Les incendies à Hawaï sont presque toujours déclenchés par l'homme, c'est pourquoi M. Gon estime qu'il faut faire davantage pour sensibiliser la population à la prévention. Les forêts indigènes pourraient être davantage protégées par des zones tampons en plantant une végétation moins inflammable dans les anciennes plantations de canne à sucre et d'ananas qui se trouvent souvent à basse altitude.

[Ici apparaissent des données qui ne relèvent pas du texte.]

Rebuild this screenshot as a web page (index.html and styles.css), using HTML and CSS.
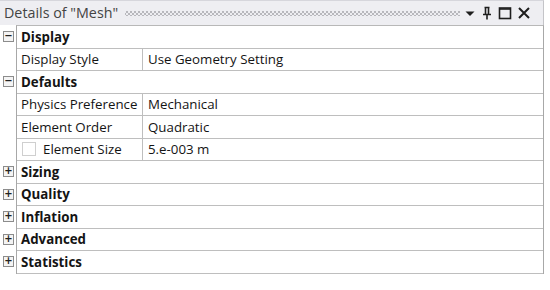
FILE: index.html
```html
<!DOCTYPE html>
<html>
<head>
<meta charset="utf-8">
<link rel="stylesheet" href="styles.css">
</head>
<body>
<div class="panel">
  <div class="titlebar">
    <span class="title">Details of "Mesh"</span>
    <span class="grip"></span>
    <div class="tools">
      <svg class="ico" width="12" height="12" viewBox="0 0 12 12"><path d="M1.5 4.5 H10.5 L6 9 Z" fill="#1e1e1e"/></svg>
      <svg class="ico" width="12" height="14" viewBox="0 0 12 14"><path d="M3.5 1.5 H8.5 M4.5 1.5 V8 M7.5 1.5 V8 M2 8.5 H10 M6 8.5 V13.5" stroke="#1e1e1e" stroke-width="1.6" fill="none"/></svg>
      <svg class="ico" width="14" height="14" viewBox="0 0 14 14"><rect x="1.5" y="2" width="11" height="10.5" stroke="#1e1e1e" stroke-width="1.6" fill="none"/><path d="M1.5 3 H12.5" stroke="#1e1e1e" stroke-width="1.6"/></svg>
      <svg class="ico" width="14" height="14" viewBox="0 0 14 14"><path d="M2 2 L12 12 M12 2 L2 12" stroke="#1e1e1e" stroke-width="2" fill="none"/></svg>
    </div>
  </div>
  <div class="body">
    <div class="grid">
      <div class="row head"><span class="box">&minus;</span><div class="cell full">Display</div></div>
      <div class="row"><div class="cell name">Display Style</div><div class="cell val">Use Geometry Setting</div></div>
      <div class="row head"><span class="box">&minus;</span><div class="cell full">Defaults</div></div>
      <div class="row"><div class="cell name">Physics Preference</div><div class="cell val">Mechanical</div></div>
      <div class="row"><div class="cell name">Element Order</div><div class="cell val">Quadratic</div></div>
      <div class="row"><div class="cell name"><span class="check"></span>Element Size</div><div class="cell val">5.e-003 m</div></div>
      <div class="row head"><span class="box">+</span><div class="cell full">Sizing</div></div>
      <div class="row head"><span class="box">+</span><div class="cell full">Quality</div></div>
      <div class="row head"><span class="box">+</span><div class="cell full">Inflation</div></div>
      <div class="row head"><span class="box">+</span><div class="cell full">Advanced</div></div>
      <div class="row head"><span class="box">+</span><div class="cell full">Statistics</div></div>
    </div>
  </div>
</div>
</body>
</html>
```

FILE: styles.css
```css
html, body {
  margin: 0;
  padding: 0;
  background: #ffffff;
}
body {
  font-family: "Open Sans", "Noto Sans", sans-serif;
  font-size: 13.3px;
  color: #141414;
  width: 550px;
  height: 290px;
  overflow: hidden;
}
.panel {
  width: 544px;
}
.titlebar {
  height: 24px;
  background: #eeeef2;
  border-top: 1px solid #d6d6dc;
  border-right: 1px solid #c4c4c8;
  display: flex;
  align-items: center;
  padding-left: 4px;
}
.title {
  font-size: 14.3px;
  color: #444444;
  white-space: nowrap;
  margin-top: -1px;
}
.grip {
  flex: 1;
  height: 5px;
  margin: 0 4px 0 7px;
  background-image:
    radial-gradient(circle, #b8b8bd 0.9px, transparent 1.1px),
    radial-gradient(circle, #b8b8bd 0.9px, transparent 1.1px);
  background-size: 4px 4px, 4px 4px;
  background-position: 0 -1px, 2px 1px;
}
.tools {
  display: flex;
  align-items: center;
  gap: 5px;
  padding-right: 12px;
}
.ico {
  display: block;
}
.body {
  padding-left: 16px;
  position: relative;
}
.grid {
  border-left: 1px solid #a8a8a8;
  border-right: 1px solid #a8a8a8;
  border-top: 1px solid #b8b8b8;
  background: #fff;
}
.row {
  height: 21.5px;
  border-bottom: 1.5px solid #bebebe;
  display: flex;
  align-items: stretch;
  position: relative;
}
.head .full {
  font-weight: 700;
  padding-left: 4px;
  display: flex;
  align-items: center;
}
.box {
  position: absolute;
  left: -14px;
  top: 5px;
  width: 9px;
  height: 9px;
  border: 1px solid #8c8c8c;
  background: #f4f4f4;
  font-size: 10px;
  line-height: 8px;
  text-align: center;
  font-weight: 700;
  color: #222;
  font-family: "DejaVu Sans", sans-serif;
}
.cell {
  display: flex;
  align-items: center;
  white-space: nowrap;
}
.name {
  width: 121px;
  padding-left: 4px;
  border-right: 1.5px solid #bebebe;
}
.val {
  padding-left: 5px;
}
.check {
  width: 12px;
  height: 12px;
  border: 1px solid #cfcfcf;
  background: #fff;
  margin-right: 7px;
  margin-left: 1px;
}
```
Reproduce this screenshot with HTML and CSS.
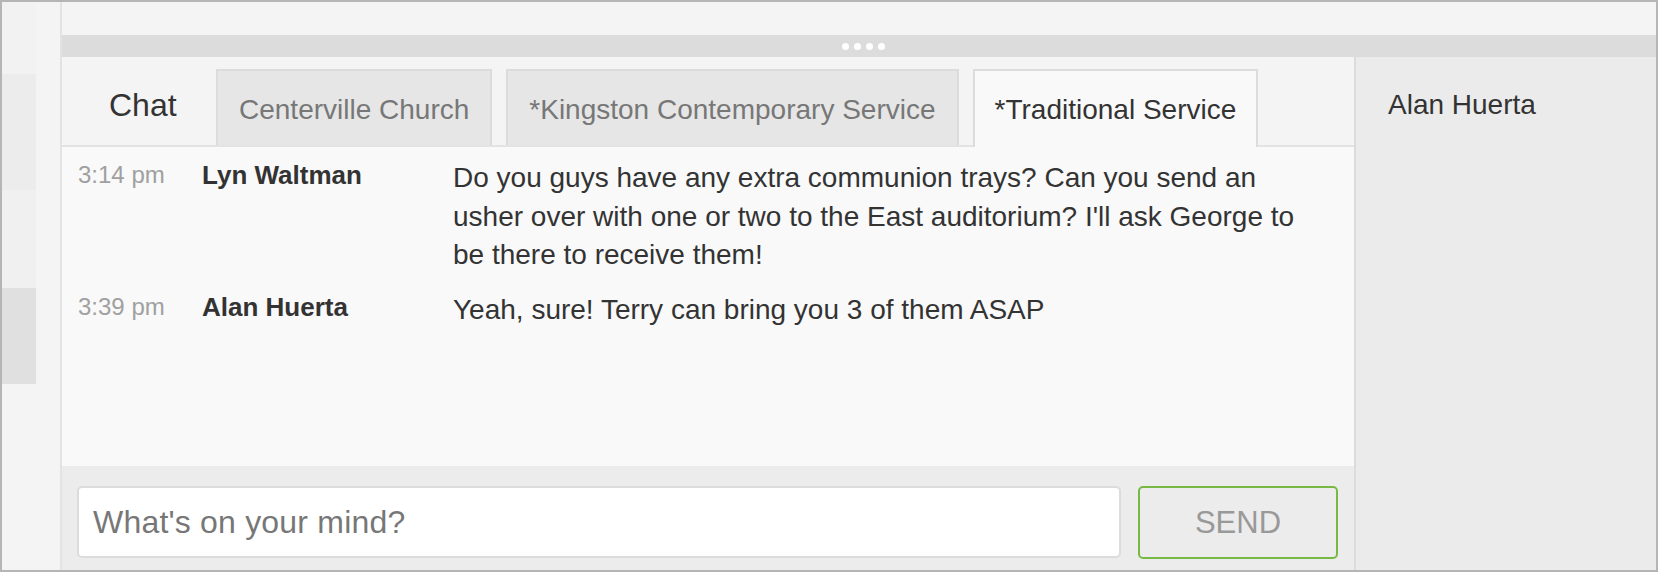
FILE: index.html
```html
<!DOCTYPE html>
<html lang="en">
<head>
    <meta charset="UTF-8">
    <meta name="viewport" content="width=device-width, initial-scale=1.0">
    <title>Chat</title>
    <link rel="stylesheet" href="styles.css">
</head>
<body>
    <div class="frame">
        <aside class="rail">
            <div class="rail-strip">
                <div class="band band-top"></div>
                <div class="band band-mid"></div>
                <div class="band band-light"></div>
                <div class="band band-dark"></div>
            </div>
            <div class="rail-gutter"></div>
        </aside>

        <main class="workspace">
            <div class="topbar"></div>
            <div class="splitter">
                <span class="grip"><i></i><i></i><i></i><i></i></span>
            </div>

            <div class="panes">
                <section class="chat">
                    <nav class="tabs">
                        <div class="tab-label">Chat</div>
                        <div class="tab">Centerville Church</div>
                        <div class="tab">*Kingston Contemporary Service</div>
                        <div class="tab active">*Traditional Service</div>
                    </nav>

                    <div class="messages">
                        <div class="msg">
                            <span class="time">3:14 pm</span>
                            <span class="author">Lyn Waltman</span>
                            <p class="text">Do you guys have any extra communion trays? Can you send an usher over with one or two to the East auditorium? I'll ask George to be there to receive them!</p>
                        </div>
                        <div class="msg">
                            <span class="time">3:39 pm</span>
                            <span class="author">Alan Huerta</span>
                            <p class="text">Yeah, sure! Terry can bring you 3 of them ASAP</p>
                        </div>
                    </div>

                    <form class="composer" onsubmit="return false">
                        <input class="composer-input" type="text" placeholder="What's on your mind?">
                        <button class="send-btn" type="submit">SEND</button>
                    </form>
                </section>

                <aside class="roster">
                    <div class="roster-name">Alan Huerta</div>
                </aside>
            </div>
        </main>
    </div>
</body>
</html>
```

FILE: styles.css
```css
html, body {
    margin: 0;
    padding: 0;
}
body {
    font-family: "Liberation Sans", Arial, Helvetica, sans-serif;
    color: #333;
    background-color: #f4f4f4;
}
.frame {
    display: flex;
    width: 1658px;
    height: 572px;
    box-sizing: border-box;
    border: 2px solid #b5b5b5;
    overflow: hidden;
}

/* left rail */
.rail {
    display: flex;
    width: 58px;
    flex-shrink: 0;
    border-right: 2px solid #e3e3e3;
}
.rail-strip {
    width: 34px;
    display: flex;
    flex-direction: column;
    background-color: #f4f4f4;
}
.band-top {
    height: 72px;
    background-color: #f2f2f2;
}
.band-mid {
    height: 116px;
    background-color: #ececec;
}
.band-light {
    height: 98px;
    background-color: #f0f0f0;
}
.band-dark {
    height: 96px;
    background-color: #e0e0e0;
}
.rail-gutter {
    flex: 1;
    background-color: #f4f4f4;
}

/* main */
.workspace {
    flex: 1;
    display: flex;
    flex-direction: column;
    min-width: 0;
}
.topbar {
    height: 33px;
    background-color: #f4f4f4;
}
.splitter {
    height: 22px;
    background-color: #dcdcdc;
    display: flex;
    align-items: center;
    justify-content: center;
    padding-left: 8px;
}
.grip {
    display: flex;
    gap: 5px;
}
.grip i {
    width: 7px;
    height: 7px;
    border-radius: 50%;
    background-color: #fff;
}
.panes {
    flex: 1;
    display: flex;
    min-height: 0;
}

/* chat column */
.chat {
    width: 1292px;
    display: flex;
    flex-direction: column;
    background-color: #f9f9f9;
}
.tabs {
    display: flex;
    align-items: flex-end;
    gap: 14px;
    height: 88px;
    background-color: #f4f4f4;
    border-bottom: 2px solid #e3e3e3;
}
.tab-label {
    width: 140px;
    height: 76px;
    box-sizing: border-box;
    padding: 0 0 4px 47px;
    display: flex;
    align-items: center;
    font-size: 32px;
    color: #333;
}
.tab {
    height: 76px;
    box-sizing: border-box;
    padding: 3px 21px 0;
    display: flex;
    align-items: center;
    background-color: #e6e6e6;
    border: 2px solid #dcdcdc;
    border-bottom: none;
    font-size: 28px;
    color: #777;
    white-space: nowrap;
}
.tab.active {
    height: 78px;
    padding: 1px 20px 0;
    margin-bottom: -2px;
    background-color: #f9f9f9;
    color: #333;
}

.messages {
    flex: 1;
    padding: 12px 30px 0 16px;
}
.msg {
    display: grid;
    grid-template-columns: 124px 251px 1fr;
    align-items: start;
    margin-bottom: 16px;
}
.time {
    font-size: 24px;
    line-height: 31px;
    color: #a0a0a0;
}
.author {
    font-size: 26px;
    line-height: 33px;
    font-weight: bold;
    color: #333;
}
.text {
    margin: 0;
    font-size: 28px;
    line-height: 38.5px;
    color: #333;
}

.composer {
    display: flex;
    gap: 17px;
    height: 104px;
    box-sizing: border-box;
    padding: 20px 16px 0 15px;
    margin: 0;
    background-color: #ececec;
}
.composer-input {
    flex: 1;
    height: 72px;
    box-sizing: border-box;
    padding: 0 14px;
    border: 2px solid #dcdcdc;
    border-radius: 5px;
    background-color: #fff;
    font-family: inherit;
    font-size: 32px;
    letter-spacing: 0.2px;
    color: #333;
    outline: none;
}
.composer-input::placeholder {
    color: #777;
}
.send-btn {
    width: 200px;
    height: 73px;
    box-sizing: border-box;
    border: 2px solid #78b945;
    border-radius: 5px;
    background-color: #ececec;
    font-family: inherit;
    font-size: 31px;
    color: #999;
    cursor: pointer;
}

/* right roster */
.roster {
    flex: 1;
    border-left: 2px solid #dcdcdc;
    background-color: #ebebeb;
    padding: 29px 0 0 32px;
}
.roster-name {
    font-size: 28px;
    line-height: 38px;
    color: #333;
}
```
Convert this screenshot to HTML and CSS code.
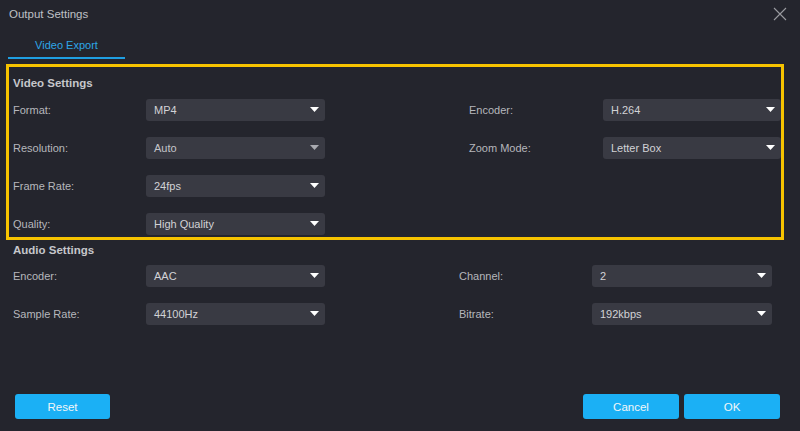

Beaucoup de ces champs aujourd'hui en jachère produisent des herbes sèches et envahissantes. Ces herbes ont alimenté l'incendie qui a traversé Lahaina en août, mettant en évidence les dangers qu'elles représentent. La cause de cet incendie fait toujours l'objet d'une enquête, mais il est possible qu'il ait été déclenché par des lignes électriques tombées qui ont enflammé des herbes sèches. Les vents liés à un puissant ouragan passant au sud ont contribué à la propagation de l'incendie, qui a détruit plus de 2 000 bâtiments et les habitations de quelque 8 000 personnes.

L'incendie est susceptible d'affecter l'approvisionnement en eau douce d'Oahu, bien que cela soit difficile à mesurer. Le million d'habitants et de visiteurs d'Oahu s'approvisionnent en eau potable à partir d'aquifères, mais il faut généralement des décennies pour que la pluie s'infiltre dans le sol et les recharge. Les forêts indigènes sont les plus aptes à absorber la pluie, de sorte que la disparition de forêts de haute qualité aura certainement un effet, a déclaré M. Watson.

Les autorités de l'État cherchent à obtenir des fonds supplémentaires auprès de la législature l'année prochaine pour moderniser l'équipement de lutte contre les incendies, créer des coupe-feux, trouver de nouvelles sources d'eau pour l'extinction des incendies, replanter des arbres et des plantes indigènes et stocker des semences.

La semaine dernière, les pompiers et la pluie ont finalement maîtrisé l'incendie d'Oahu, mais M. Gon a insisté sur la nécessité d'agir maintenant «pour s'assurer que cela ne se transforme pas en incendies annuels qui grignotent la source de notre approvisionnement en eau».